### Raw data:
================
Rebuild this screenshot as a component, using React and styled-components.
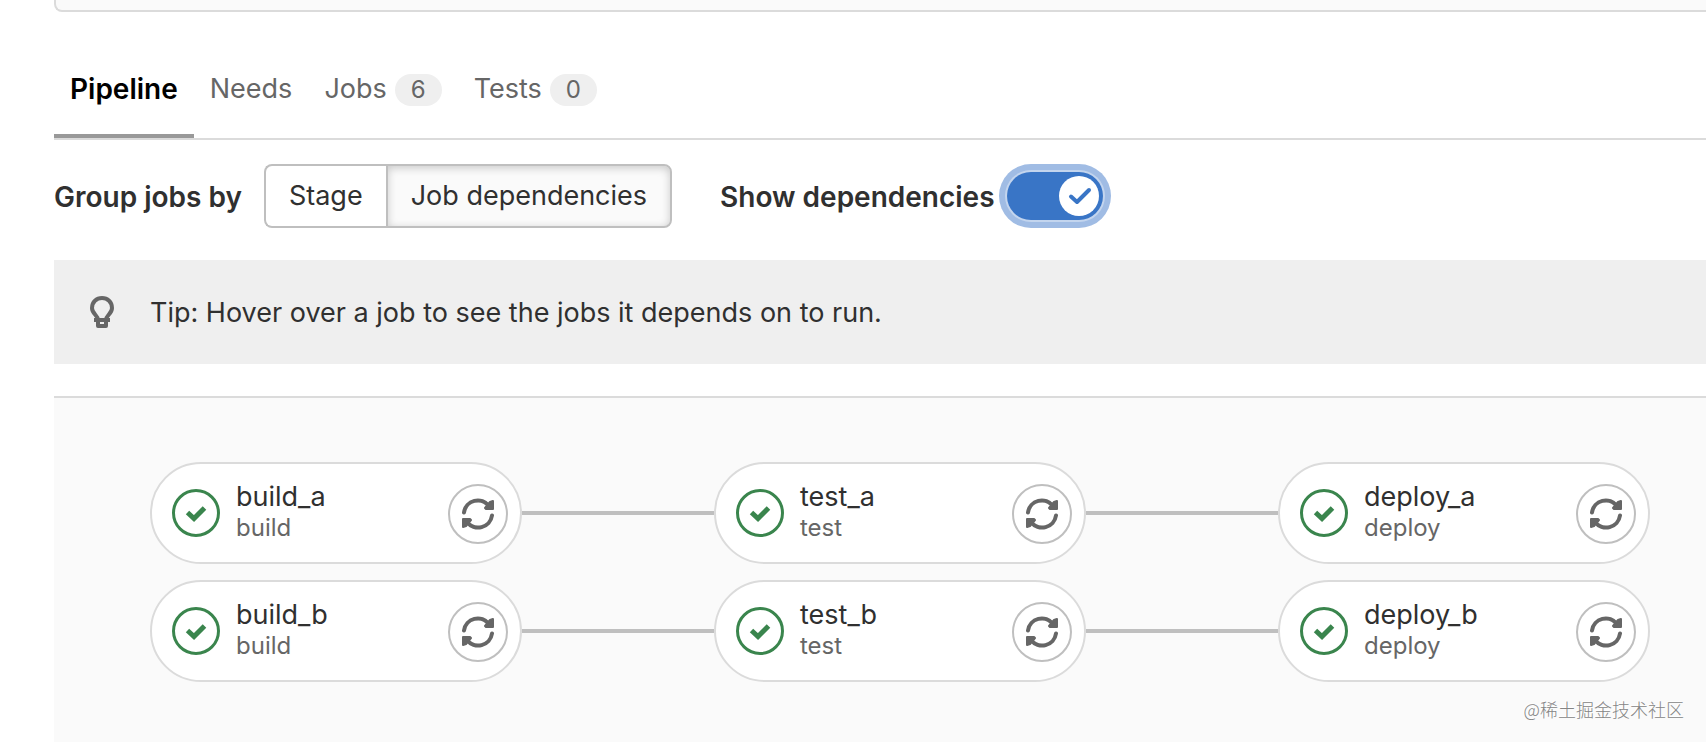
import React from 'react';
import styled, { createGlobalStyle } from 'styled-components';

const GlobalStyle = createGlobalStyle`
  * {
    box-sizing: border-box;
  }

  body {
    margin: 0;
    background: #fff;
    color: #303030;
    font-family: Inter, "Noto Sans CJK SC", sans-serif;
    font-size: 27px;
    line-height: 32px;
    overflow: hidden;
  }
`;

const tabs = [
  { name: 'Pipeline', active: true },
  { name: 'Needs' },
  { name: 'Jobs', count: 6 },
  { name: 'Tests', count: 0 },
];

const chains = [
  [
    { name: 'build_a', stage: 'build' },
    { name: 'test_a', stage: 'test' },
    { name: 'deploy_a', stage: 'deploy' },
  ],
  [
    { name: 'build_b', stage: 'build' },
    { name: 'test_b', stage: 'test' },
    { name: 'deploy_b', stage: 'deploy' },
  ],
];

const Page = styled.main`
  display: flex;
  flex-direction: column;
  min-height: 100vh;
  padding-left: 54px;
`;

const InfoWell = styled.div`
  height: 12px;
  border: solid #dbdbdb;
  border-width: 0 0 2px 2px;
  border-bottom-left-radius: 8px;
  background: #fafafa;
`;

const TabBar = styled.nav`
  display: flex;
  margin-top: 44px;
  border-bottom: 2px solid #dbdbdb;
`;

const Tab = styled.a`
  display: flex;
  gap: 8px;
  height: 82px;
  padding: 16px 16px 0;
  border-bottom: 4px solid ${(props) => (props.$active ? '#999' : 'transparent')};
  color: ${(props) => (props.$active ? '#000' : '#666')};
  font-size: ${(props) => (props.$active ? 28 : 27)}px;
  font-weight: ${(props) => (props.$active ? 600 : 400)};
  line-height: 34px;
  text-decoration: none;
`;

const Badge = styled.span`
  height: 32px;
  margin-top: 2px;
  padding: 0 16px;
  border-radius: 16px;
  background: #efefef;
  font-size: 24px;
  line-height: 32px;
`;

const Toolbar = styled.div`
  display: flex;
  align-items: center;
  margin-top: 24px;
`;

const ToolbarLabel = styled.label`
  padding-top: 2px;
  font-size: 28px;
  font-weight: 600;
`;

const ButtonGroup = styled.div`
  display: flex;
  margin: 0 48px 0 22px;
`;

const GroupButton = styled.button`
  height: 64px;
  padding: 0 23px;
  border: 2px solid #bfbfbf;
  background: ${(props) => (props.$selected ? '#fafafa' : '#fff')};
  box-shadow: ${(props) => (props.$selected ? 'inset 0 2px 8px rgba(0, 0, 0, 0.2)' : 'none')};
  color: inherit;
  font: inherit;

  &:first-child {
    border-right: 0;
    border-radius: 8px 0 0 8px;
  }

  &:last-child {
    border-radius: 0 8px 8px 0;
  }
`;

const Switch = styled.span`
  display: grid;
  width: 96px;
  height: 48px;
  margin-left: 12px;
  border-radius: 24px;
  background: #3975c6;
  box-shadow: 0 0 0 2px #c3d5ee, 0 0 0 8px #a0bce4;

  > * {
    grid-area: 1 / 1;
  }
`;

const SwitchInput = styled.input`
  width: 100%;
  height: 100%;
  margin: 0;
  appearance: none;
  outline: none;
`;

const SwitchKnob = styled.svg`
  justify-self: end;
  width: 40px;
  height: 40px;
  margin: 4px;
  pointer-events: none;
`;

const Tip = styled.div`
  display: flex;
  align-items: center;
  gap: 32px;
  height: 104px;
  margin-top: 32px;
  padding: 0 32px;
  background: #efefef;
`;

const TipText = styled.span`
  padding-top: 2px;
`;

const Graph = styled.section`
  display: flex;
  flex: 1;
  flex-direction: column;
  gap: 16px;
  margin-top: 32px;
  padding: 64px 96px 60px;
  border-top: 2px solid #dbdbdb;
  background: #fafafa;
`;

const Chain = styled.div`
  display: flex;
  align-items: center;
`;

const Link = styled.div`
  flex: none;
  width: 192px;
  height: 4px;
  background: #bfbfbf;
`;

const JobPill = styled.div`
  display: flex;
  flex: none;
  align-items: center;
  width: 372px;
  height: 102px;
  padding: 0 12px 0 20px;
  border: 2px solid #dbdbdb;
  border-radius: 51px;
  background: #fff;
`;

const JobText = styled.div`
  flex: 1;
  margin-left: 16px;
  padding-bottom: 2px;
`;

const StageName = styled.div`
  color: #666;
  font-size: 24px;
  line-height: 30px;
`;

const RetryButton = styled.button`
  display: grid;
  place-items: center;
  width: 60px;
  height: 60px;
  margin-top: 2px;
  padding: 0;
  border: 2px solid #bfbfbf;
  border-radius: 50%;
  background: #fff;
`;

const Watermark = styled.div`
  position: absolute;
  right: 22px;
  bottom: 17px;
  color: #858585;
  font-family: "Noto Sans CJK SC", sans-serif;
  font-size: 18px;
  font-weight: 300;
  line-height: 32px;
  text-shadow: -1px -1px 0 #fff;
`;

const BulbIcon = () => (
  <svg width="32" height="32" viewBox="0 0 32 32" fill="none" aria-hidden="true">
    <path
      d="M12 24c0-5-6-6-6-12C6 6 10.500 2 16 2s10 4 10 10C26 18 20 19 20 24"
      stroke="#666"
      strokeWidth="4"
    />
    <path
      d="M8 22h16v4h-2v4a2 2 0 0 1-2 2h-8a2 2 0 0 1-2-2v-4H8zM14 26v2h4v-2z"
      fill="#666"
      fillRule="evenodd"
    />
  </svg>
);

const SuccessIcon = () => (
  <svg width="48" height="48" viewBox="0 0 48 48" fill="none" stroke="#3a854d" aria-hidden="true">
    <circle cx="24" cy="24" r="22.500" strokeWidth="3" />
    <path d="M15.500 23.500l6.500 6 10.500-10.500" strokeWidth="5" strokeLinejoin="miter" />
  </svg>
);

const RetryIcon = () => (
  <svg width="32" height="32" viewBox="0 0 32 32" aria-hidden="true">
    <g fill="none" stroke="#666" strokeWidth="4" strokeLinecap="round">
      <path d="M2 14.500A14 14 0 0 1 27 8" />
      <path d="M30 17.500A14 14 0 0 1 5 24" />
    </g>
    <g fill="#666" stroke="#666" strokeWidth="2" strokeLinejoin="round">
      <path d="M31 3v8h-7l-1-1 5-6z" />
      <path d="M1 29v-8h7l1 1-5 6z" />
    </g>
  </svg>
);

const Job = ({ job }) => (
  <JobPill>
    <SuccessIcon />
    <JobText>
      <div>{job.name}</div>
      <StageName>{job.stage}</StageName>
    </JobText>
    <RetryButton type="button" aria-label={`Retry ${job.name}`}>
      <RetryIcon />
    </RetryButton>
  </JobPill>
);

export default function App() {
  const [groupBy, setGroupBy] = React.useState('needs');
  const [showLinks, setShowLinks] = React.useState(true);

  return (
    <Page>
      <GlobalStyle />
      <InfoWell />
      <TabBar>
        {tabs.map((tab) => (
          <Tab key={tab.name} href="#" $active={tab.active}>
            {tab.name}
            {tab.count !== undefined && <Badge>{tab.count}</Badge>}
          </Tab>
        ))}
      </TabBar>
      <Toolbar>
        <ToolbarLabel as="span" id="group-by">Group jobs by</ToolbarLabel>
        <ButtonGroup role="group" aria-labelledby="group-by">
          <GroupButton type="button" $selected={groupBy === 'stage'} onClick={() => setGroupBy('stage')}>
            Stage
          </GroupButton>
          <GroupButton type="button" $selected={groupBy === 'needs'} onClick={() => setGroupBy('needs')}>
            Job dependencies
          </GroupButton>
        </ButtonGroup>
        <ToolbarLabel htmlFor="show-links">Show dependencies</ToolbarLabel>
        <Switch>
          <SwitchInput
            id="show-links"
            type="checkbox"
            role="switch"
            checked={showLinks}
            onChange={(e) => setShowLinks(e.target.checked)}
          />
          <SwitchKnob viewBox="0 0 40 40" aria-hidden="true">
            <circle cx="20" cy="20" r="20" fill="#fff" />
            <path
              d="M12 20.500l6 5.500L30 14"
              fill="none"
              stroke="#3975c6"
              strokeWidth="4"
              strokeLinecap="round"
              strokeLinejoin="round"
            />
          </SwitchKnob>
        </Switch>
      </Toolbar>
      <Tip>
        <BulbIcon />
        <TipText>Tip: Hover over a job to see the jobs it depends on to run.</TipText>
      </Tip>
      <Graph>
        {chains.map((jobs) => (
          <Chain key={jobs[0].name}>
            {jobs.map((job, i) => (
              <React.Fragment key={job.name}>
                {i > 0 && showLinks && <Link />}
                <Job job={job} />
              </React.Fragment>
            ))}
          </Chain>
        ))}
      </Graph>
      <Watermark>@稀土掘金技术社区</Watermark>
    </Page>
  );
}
================
### Requirements:
Find and copy each line above that includes the string "React".

### Full response:
Rebuild this screenshot as a component, using React and styled-components.
import React from 'react';
  const [groupBy, setGroupBy] = React.useState('needs');
  const [showLinks, setShowLinks] = React.useState(true);
              <React.Fragment key={job.name}>
              </React.Fragment>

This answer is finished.